European lawmakers approved a deal on Tuesday allowing the US government to obtain data on passengers flying to the United States from Europe, a shift in EU resistance to sharing citizens' information with US authorities. The European Parliament has been battling for more than five years to scale back agreements that allow the United States to access and store the data of air passengers, arguing that it is an invasion of privacy that can lead to false arrests.
Airlines flying to the United States cannot land unless officials there have access to passenger data, including the names, addresses, credit card details and seat numbers of the travellers, according to the European Parliament. The European Commission, the EU's executive, has negotiated for more than a year with US authorities on updating the agreement, before seeking the European Parliament's approval.
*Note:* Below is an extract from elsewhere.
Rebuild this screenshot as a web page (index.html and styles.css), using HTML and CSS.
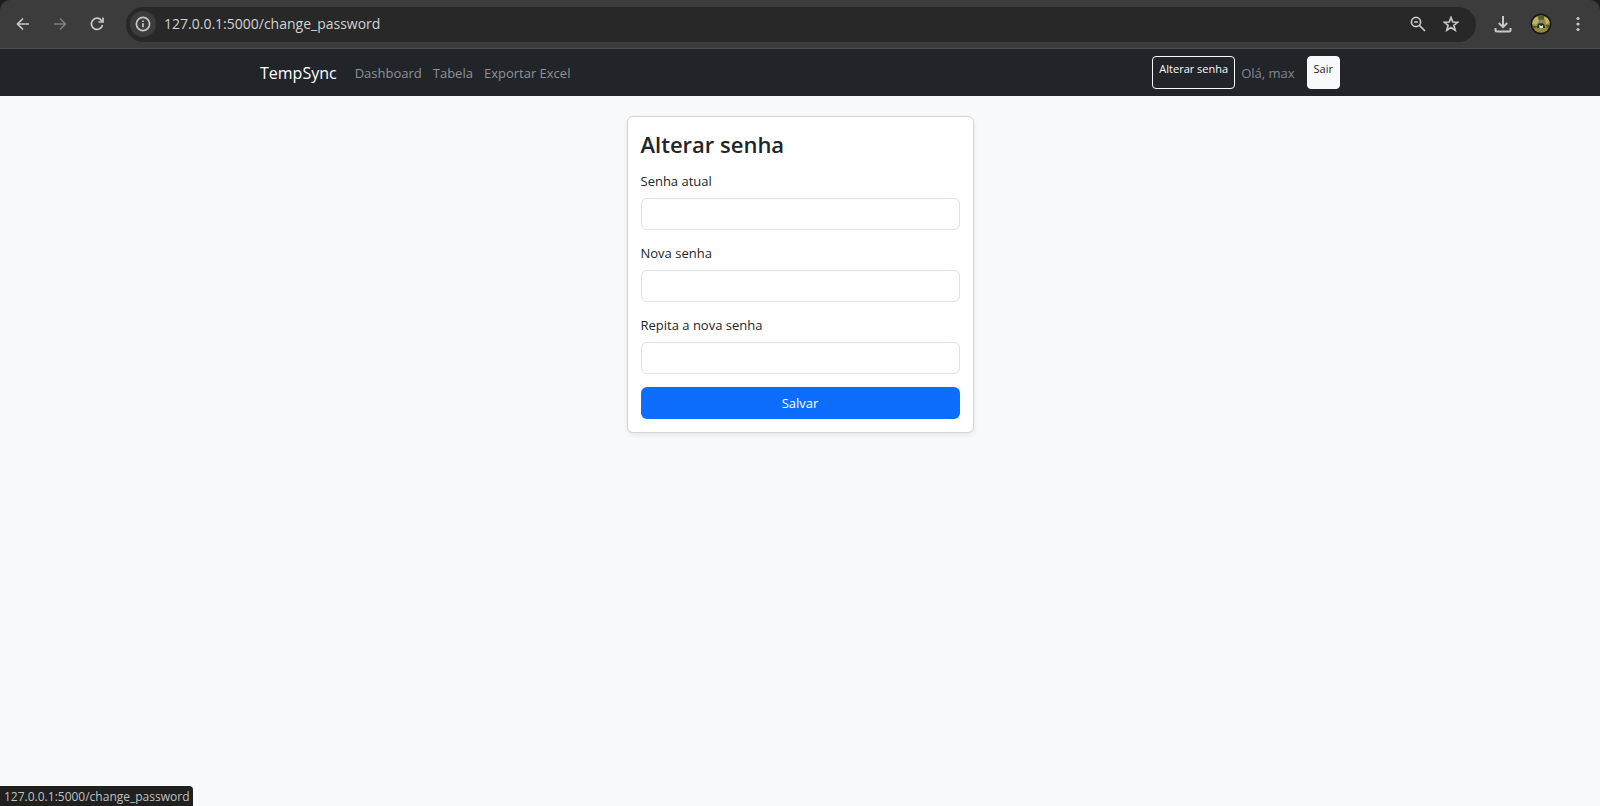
FILE: index.html
```html
<!DOCTYPE html>
<html lang="pt-BR">
<head>
<meta charset="utf-8">
<meta name="viewport" content="width=device-width, initial-scale=1">
<title>TempSync</title>
<link rel="stylesheet" href="styles.css">
</head>
<body>
<header class="toolbar">
  <button class="tool" type="button" aria-label="Voltar"><svg viewBox="0 0 16 16"><path d="M14 8H3M8 2.5 2.5 8 8 13.5"/></svg></button>
  <button class="tool tool-off" type="button" aria-label="Avançar" disabled><svg viewBox="0 0 16 16"><path d="M2 8h11M8 2.5 13.500 8 8 13.500"/></svg></button>
  <button class="tool" type="button" aria-label="Recarregar"><svg viewBox="0 0 16 16"><path d="M13.500 9A5.600 5.600 0 1 1 12.300 4.200L14 6M14 1.500V6H9.500"/></svg></button>
  <div class="address">
    <button class="site-info" type="button" aria-label="Informações do site"><svg viewBox="0 0 16 16"><circle cx="8" cy="8" r="6.600"/><path d="M8 7.200v4M8 4.400v1.600"/></svg></button>
    <input class="url" type="text" aria-label="Endereço" value="127.0.0.1:5000/change_password">
    <button class="tool" type="button" aria-label="Zoom"><svg viewBox="0 0 16 16"><circle cx="6" cy="6" r="4.600"/><path d="M9.400 9.400 15 15M4 6h4"/></svg></button>
    <button class="tool" type="button" aria-label="Favoritar"><svg viewBox="0 0 16 16"><path d="m8 1.500 1.800 4.500 4.900.3-3.800 3.100 1.300 4.800L8 11.500l-4.200 2.700 1.300-4.800L1.300 6.300 6.200 6z"/></svg></button>
  </div>
  <div class="actions">
    <button class="tool tool-download" type="button" aria-label="Downloads"><svg viewBox="0 0 18 18"><path d="M9 1v11M4.800 8 9 12.200 13.200 8M1.500 13v2q0 1.500 1.500 1.500h12q1.500 0 1.500-1.500v-2"/></svg></button>
    <button class="tool tool-profile" type="button" aria-label="Perfil"><svg viewBox="0 0 22 22">
      <defs><clipPath id="face"><circle cx="11" cy="11" r="8.800"/></clipPath></defs>
      <circle class="a-ring" cx="11" cy="11" r="10.500"/>
      <g clip-path="url(#face)"><path class="a-field" d="M0 0h22v22H0z"/><path class="a-light" d="M3 6l4-3 2 5-3 4-4-1zM14 4l4 1 2 5-4 1z"/><path class="a-leaf" d="M8 2h6v4l-2 2H9zM2 13h5l-1 2H2zM16 12h4v3h-3z"/><path class="a-coat" d="M7 15q0-4 3-5h2q3 1 3 5z"/><circle class="a-skin" cx="11" cy="8.500" r="2"/><path class="a-shirt" d="m9 12 .5 3h3.500v-3l-1.500 1z"/></g>
    </svg></button>
    <button class="tool tool-menu" type="button" aria-label="Menu"><svg viewBox="0 0 16 16"><circle class="dot" cx="8" cy="2.500" r="1.600"/><circle class="dot" cx="8" cy="8" r="1.600"/><circle class="dot" cx="8" cy="13.500" r="1.600"/></svg></button>
  </div>
</header>
<nav class="navbar">
  <div class="container">
    <a class="brand" href="#">TempSync</a>
    <div class="links">
      <a href="#">Dashboard</a>
      <a href="#">Tabela</a>
      <a href="#">Exportar Excel</a>
    </div>
    <div class="account">
      <a class="btn btn-outline" href="#">Alterar senha</a>
      <span class="hello">Olá, max</span>
      <a class="btn btn-light" href="#">Sair</a>
    </div>
  </div>
</nav>
<main class="page">
  <form class="card">
    <h1>Alterar senha</h1>
    <div class="field"><label for="current">Senha atual</label><input id="current" type="password"></div>
    <div class="field"><label for="new">Nova senha</label><input id="new" type="password"></div>
    <div class="field"><label for="repeat">Repita a nova senha</label><input id="repeat" type="password"></div>
    <button class="save" type="button">Salvar</button>
  </form>
</main>
<div class="status">127.0.0.1:5000/change_password</div>
</body>
</html>
```
FILE: styles.css
```css
* { box-sizing: border-box; }

html { background: #1d1d1d; }

body {
  margin: 0;
  min-height: 100vh;
  display: flex;
  flex-direction: column;
  color: #212529;
  font: 13px/22px "Open Sans", "Noto Sans", sans-serif;
}

button, input { font: inherit; color: inherit; }
button { padding: 0; border: 0; background: none; }
a { color: inherit; text-decoration: none; }
svg { display: block; fill: none; stroke: currentColor; stroke-width: 1.7; }

.toolbar {
  display: flex;
  align-items: center;
  gap: 21px;
  height: 49px;
  padding: 0 14px 0 15px;
  background: #3c3c3c;
  border-bottom: 1px solid #4a4b4a;
  border-radius: 10px 10px 0 0;
  color: #c7c7c7;
}
.tool svg { width: 16px; height: 16px; }
.tool-off { color: #7c7c7c; }
.address {
  flex: 1;
  display: flex;
  align-items: center;
  gap: 17px;
  height: 35px;
  padding: 0 17px 0 4px;
  background: #282828;
  border-radius: 18px;
}
.site-info {
  display: grid;
  place-items: center;
  width: 26px;
  height: 26px;
  border-radius: 50%;
  background: #3c3c3c;
}
.site-info svg { width: 16px; height: 16px; }
.url {
  flex: 1;
  min-width: 0;
  margin-left: -9px;
  padding: 0;
  border: 0;
  background: none;
  color: #d2d2d2;
  font-size: 14px;
}
.actions { display: flex; align-items: center; gap: 18px; margin-left: -3px; }
.tool-download svg { width: 18px; height: 18px; stroke-width: 2; }
.tool-profile svg { width: 22px; height: 22px; stroke: none; }
.dot { fill: currentColor; stroke: none; }
.a-ring { fill: #1c1712; }
.a-field { fill: #8d8a3c; }
.a-leaf { fill: #5d5a22; }
.a-light { fill: #b9b46c; }
.a-coat { fill: #23262b; }
.a-skin { fill: #8f8272; }
.a-shirt { fill: #dfe3ea; }

.navbar { padding: 7px 0; background: #212529; }
.container {
  display: flex;
  align-items: center;
  max-width: 1080px;
  margin: 0 auto;
}
.brand { margin-right: 18px; color: #fff; font-size: 16px; }
.links { display: flex; gap: 11px; color: #909294; }
.account { display: flex; align-items: center; margin-left: auto; }
.btn {
  height: 33px;
  padding: 1px 6px;
  border: 1px solid #f8f9fa;
  border-radius: 4px;
  font-size: 11px;
}
.btn-outline { color: #f8f9fa; }
.btn-light { background: #f8f9fa; }
.hello { margin: 0 12px 0 6px; color: #85888b; }

.page { flex: 1; padding: 20px; background: #f8f9fa; }
.card {
  max-width: 347px;
  margin: 0 auto;
  padding: 13px;
  background: #fff;
  border: 1px solid #d3d5d7;
  border-radius: 6px;
  box-shadow: 0 2px 4px rgba(0, 0, 0, 0.08);
}
h1 { margin: 0 0 11px; font-size: 22px; line-height: 29px; font-weight: 600; }
.field { display: flex; flex-direction: column; gap: 6px; margin-bottom: 12px; }
.field input {
  width: 100%;
  height: 32px;
  padding: 4px 10px;
  border: 1px solid #dee2e6;
  border-radius: 6px;
  background: #fff;
}
.save {
  width: 100%;
  height: 32px;
  margin-top: 1px;
  border-radius: 6px;
  background: #0d6efd;
  color: #fff;
}

.status {
  position: fixed;
  left: 0;
  bottom: 0;
  padding: 2px 4px 0;
  background: #1f201f;
  border-radius: 0 4px 0 0;
  color: #c2c2c2;
  font-size: 12px;
  line-height: 18px;
}
```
Tuesday's vote by parliament's civil liberties committee, won by a narrow margin, is the first step in the process of securing EU legislative approval. The next and final step is a full parliamentary vote expected in mid-April. Resistance to a deal has softened in recent months, since critics of the parliament's stance warned that airlines could be in breach of EU law if the lawmakers rejected the agreement and the United States continued to request the data.
Under the deal, the United States has agreed to mask out passengers' names and contact details after six months. The data will then be kept for up to five years, at which point it will be moved to a 'dormant' database for a further 10 years. One major frustration with the US agreement has been evidence that US authorities have been accessing passengers' data directly from airlines' IT systems, lawmakers say.
Sophie in 't Veld, a Dutch liberal lawmaker in the European Parliament, said data from major European carriers had been accessed thousands of times by US authorities in spite of commitments that it would happen only in exceptional cases. The European Commission said the United States agreed to limit its ability to access data directly unless airlines' IT infrastructure was undergoing technical problems.